Why store cards may be bad for your credit score

Everyone knows the importance of a good credit score. It’s a metric that banks use to determine your creditworthiness when you’re applying for a loan for a car, a house, a credit card, etc. But not everyone realizes the factors that go into calculating your credit score. Payment history is one important factor, which is why we always urge you to pay card balances on time and in full each month.

But another important factor (30% of your credit score, according to FICO), is your credit utilization ratio, which is your amount of card balances divided by your total available credit across all of your cards.

Let’s say you’ve only got one credit card with a $7,000 limit. You decide to open a store credit card at checkout because you’ll get 10% off your purchase. In my experience, the credit limit you get on a store credit card typically isn’t terribly much more than the amount of your purchase. So if you’re spending $1,000, you might get a $2,500 credit limit. Even if you pay the balance off in full, your credit utilization will get reported as 40% ($1,000 balance / $2,500 limit). This utilization ratio is terrible, and could negatively impact your credit score! 

Ideally, it’s best to keep your credit utilization below 10%. I always strive for 3% or less — which means I have to pay off big purchases quickly.

Use rewards credit card tricks to still earn discounts at your favorite retailers

You don’t need a store credit card to save money or get a discount when shopping. For example, online shopping portals offer an easy way to earn lots of bonus miles, points, or cash back at many popular retailers. We recently saw 15% back (or 15x Amex points) through Rakuten on many popular retailers during Black Friday and Cyber Monday week — deals like that will surely pop up again during the holiday season.

Nearly every airline, hotel, and bank has some kind of shopping portal to help you earn rewards when shopping online. And nowadays, many retailers allow you to shop online and pick-up in-store, so these portals are a really easy extra step to earn rewards for your purchase.

Many of us try to use the Chase Shopping portal whenever it makes sense. But read our post on Cashback Monitor to learn how to easily check which portal is offering the best return rate for your purchase.

The best American Express cards come with Amex Offers, which are basically souped-up coupons that help you earn easy bonus points or save money on in-store or online purchases. These targeted offers include deals like 20,000 bonus points, 10% discounts, or $100+ statement credits when you shop at popular retailers. You can sometimes combine an offer with other coupons or discount code to get even more savings.
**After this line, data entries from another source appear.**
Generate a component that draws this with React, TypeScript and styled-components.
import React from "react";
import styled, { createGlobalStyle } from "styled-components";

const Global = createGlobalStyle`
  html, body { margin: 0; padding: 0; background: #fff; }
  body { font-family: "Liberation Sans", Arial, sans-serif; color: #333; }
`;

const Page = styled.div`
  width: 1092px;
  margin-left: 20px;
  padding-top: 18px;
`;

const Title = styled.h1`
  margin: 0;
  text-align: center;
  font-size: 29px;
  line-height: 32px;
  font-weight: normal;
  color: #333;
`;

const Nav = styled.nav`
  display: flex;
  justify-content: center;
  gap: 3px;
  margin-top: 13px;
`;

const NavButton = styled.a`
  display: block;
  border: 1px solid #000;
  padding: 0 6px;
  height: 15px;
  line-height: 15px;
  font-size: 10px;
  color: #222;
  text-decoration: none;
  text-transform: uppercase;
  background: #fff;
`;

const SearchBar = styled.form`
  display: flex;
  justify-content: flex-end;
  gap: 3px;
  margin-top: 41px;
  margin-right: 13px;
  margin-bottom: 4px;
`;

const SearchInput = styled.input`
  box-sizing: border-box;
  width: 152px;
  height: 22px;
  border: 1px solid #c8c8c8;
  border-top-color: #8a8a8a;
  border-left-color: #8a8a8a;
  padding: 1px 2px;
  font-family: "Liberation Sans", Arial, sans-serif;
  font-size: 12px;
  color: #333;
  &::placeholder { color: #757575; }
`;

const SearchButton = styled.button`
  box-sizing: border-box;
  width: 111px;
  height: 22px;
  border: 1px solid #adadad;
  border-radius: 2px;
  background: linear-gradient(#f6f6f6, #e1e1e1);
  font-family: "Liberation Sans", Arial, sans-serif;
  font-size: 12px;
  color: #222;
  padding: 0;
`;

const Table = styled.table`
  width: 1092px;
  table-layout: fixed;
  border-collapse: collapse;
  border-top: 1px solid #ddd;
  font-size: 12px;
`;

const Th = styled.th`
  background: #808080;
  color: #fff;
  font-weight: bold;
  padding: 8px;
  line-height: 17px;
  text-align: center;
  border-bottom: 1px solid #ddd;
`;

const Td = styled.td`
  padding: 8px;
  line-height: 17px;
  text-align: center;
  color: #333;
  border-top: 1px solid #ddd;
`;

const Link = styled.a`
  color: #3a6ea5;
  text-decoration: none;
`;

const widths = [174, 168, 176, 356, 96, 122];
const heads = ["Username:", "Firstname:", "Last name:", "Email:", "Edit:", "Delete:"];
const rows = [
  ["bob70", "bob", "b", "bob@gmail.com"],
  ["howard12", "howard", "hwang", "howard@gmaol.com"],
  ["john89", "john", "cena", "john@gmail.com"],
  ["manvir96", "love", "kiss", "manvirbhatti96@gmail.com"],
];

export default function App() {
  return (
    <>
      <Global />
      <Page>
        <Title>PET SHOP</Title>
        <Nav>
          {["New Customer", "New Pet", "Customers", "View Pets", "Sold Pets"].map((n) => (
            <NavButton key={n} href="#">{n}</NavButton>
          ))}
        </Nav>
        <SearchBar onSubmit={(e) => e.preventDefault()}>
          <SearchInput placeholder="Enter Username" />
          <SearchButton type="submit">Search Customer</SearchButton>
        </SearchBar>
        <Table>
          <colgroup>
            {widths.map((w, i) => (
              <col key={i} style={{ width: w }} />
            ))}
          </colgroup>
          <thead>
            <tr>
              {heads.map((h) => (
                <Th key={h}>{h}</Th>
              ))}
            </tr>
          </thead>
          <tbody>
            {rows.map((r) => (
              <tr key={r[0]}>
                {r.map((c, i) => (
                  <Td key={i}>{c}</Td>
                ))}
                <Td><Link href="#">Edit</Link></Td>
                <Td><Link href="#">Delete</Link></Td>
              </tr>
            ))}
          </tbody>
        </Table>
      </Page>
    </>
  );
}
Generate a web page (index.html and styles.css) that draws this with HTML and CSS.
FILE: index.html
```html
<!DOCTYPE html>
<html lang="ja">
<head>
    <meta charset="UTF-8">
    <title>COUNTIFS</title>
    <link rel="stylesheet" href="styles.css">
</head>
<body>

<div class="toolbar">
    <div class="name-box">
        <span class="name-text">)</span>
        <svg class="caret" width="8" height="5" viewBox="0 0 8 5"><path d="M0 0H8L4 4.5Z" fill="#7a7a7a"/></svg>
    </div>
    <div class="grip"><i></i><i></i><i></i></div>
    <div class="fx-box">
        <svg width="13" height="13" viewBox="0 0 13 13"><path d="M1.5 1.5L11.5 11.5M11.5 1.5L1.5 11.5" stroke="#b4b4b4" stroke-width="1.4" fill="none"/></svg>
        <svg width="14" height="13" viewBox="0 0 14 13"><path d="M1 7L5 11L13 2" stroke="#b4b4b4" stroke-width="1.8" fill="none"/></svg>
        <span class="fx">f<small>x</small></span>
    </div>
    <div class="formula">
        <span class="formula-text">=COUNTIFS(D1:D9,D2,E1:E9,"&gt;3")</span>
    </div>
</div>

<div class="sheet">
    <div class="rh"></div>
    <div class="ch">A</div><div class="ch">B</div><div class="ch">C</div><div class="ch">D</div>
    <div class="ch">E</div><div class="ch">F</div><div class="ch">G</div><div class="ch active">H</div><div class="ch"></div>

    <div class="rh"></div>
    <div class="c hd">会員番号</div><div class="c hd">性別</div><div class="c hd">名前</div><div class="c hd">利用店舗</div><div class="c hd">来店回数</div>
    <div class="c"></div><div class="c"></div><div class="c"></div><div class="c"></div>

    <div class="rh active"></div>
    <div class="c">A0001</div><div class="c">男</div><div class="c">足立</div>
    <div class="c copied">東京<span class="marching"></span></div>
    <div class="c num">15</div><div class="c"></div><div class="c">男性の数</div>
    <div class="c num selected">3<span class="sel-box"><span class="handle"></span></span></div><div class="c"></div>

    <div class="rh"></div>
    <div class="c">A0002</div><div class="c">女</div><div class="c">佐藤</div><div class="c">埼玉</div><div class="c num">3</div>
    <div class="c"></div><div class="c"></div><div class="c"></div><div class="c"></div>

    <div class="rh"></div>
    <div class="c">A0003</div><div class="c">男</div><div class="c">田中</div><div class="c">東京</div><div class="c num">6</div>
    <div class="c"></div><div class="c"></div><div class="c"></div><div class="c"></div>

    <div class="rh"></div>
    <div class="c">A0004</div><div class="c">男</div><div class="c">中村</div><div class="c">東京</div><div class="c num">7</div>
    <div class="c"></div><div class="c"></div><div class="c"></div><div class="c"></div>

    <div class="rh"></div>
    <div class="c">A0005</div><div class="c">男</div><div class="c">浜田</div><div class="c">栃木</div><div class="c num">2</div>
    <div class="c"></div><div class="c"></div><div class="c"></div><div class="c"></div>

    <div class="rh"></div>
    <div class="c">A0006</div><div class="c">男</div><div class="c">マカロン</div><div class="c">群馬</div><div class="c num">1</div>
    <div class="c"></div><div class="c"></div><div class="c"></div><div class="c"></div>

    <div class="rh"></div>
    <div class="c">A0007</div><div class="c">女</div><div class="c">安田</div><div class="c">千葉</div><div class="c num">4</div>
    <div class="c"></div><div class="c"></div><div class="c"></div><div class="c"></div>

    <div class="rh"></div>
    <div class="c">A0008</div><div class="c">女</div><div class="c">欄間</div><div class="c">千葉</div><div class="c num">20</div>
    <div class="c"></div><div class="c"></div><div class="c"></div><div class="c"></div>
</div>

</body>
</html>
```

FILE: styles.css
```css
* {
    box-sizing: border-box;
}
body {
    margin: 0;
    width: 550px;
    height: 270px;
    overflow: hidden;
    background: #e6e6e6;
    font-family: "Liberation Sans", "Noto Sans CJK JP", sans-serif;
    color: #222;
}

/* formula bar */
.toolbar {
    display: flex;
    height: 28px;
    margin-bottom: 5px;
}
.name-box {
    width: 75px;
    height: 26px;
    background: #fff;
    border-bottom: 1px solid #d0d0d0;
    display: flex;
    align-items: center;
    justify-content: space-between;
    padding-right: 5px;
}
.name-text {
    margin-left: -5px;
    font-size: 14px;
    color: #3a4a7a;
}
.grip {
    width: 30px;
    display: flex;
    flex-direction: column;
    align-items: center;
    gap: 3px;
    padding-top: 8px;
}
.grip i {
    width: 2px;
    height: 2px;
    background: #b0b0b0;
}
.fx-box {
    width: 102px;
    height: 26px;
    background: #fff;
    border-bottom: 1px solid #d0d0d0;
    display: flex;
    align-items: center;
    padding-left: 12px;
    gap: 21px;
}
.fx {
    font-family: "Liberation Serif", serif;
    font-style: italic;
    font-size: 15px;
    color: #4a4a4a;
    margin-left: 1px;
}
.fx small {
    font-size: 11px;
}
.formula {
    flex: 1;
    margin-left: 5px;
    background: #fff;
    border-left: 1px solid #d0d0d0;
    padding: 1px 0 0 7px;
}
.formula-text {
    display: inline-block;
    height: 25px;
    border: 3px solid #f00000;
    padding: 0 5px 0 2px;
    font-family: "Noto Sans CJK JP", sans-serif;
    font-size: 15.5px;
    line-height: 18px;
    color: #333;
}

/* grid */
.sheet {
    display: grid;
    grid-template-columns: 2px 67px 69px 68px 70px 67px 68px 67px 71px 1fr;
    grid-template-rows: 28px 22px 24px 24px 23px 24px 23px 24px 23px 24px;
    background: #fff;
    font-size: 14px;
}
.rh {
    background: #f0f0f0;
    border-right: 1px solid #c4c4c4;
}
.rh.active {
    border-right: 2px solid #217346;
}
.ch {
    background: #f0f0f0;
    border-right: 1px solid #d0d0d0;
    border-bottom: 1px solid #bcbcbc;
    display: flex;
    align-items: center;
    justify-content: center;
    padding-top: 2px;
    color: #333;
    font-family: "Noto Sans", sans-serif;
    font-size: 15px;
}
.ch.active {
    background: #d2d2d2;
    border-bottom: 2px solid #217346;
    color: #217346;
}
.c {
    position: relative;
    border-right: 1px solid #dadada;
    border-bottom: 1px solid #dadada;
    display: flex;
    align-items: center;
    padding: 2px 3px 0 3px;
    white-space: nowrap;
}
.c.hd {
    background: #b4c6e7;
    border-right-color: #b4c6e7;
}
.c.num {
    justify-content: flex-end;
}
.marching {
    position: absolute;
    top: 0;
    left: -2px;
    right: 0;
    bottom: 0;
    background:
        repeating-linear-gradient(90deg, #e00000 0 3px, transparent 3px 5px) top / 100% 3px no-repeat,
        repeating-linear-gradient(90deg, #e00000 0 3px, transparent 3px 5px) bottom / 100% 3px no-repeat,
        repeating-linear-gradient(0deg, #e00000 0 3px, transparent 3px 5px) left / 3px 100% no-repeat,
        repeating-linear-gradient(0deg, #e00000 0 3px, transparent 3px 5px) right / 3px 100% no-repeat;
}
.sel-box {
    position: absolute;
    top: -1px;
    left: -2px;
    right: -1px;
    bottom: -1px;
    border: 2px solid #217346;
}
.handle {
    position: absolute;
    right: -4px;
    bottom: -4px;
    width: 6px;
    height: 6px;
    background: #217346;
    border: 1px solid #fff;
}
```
Bookmark our AMEX Offers page so you don’t miss out the latest deals and learn how to stack multiple deals in our guide on saving money during holiday shopping.

Amex cardholders get exclusive access to Amex Offers, which are a really easy way to earn bonus points or get a statement credit on purchases you’d make anyway.

Bottom line

If you’re so agreeable that you’ll open a credit card on the spot at checkout, go to our best credit card offers page. You’ll find travel and cash back credit cards that come with $750+ in cash after meeting minimum spending requirements — with no annual fee! True, the bonuses aren’t as easy to earn as store card intro offers, but the payoff can also be 30x better. That’s right, in many cases, you’d have to open 30 store cards to get the same value as opening one single card from our best offers page.

Also check out our Credit Card Bonus Tracker, which we update whenever we see a ludicrously high welcome bonus. You could get many hundreds of dollars in cash, or literally thousands of dollars in travel. Subscribe to our newsletter to become a pro in no time.

Million Mile Secrets features a team of points and miles experts who have traveled to over 80 countries and have used 60+ credit cards responsibly to accumulate loyalty points and travel the world on the cheap! The Million Mile Secrets team has been featured on The Points Guy, TIME, Yahoo Finance and many other leading points & miles media outlets.

Editorial Note: We're the Million Mile Secrets team. And we're proud of our content, opinions and analysis, and of our reader's comments. These haven’t been reviewed, approved or endorsed by any of the airlines, hotels, or credit card issuers which we often write about. And that’s just how we like it! :)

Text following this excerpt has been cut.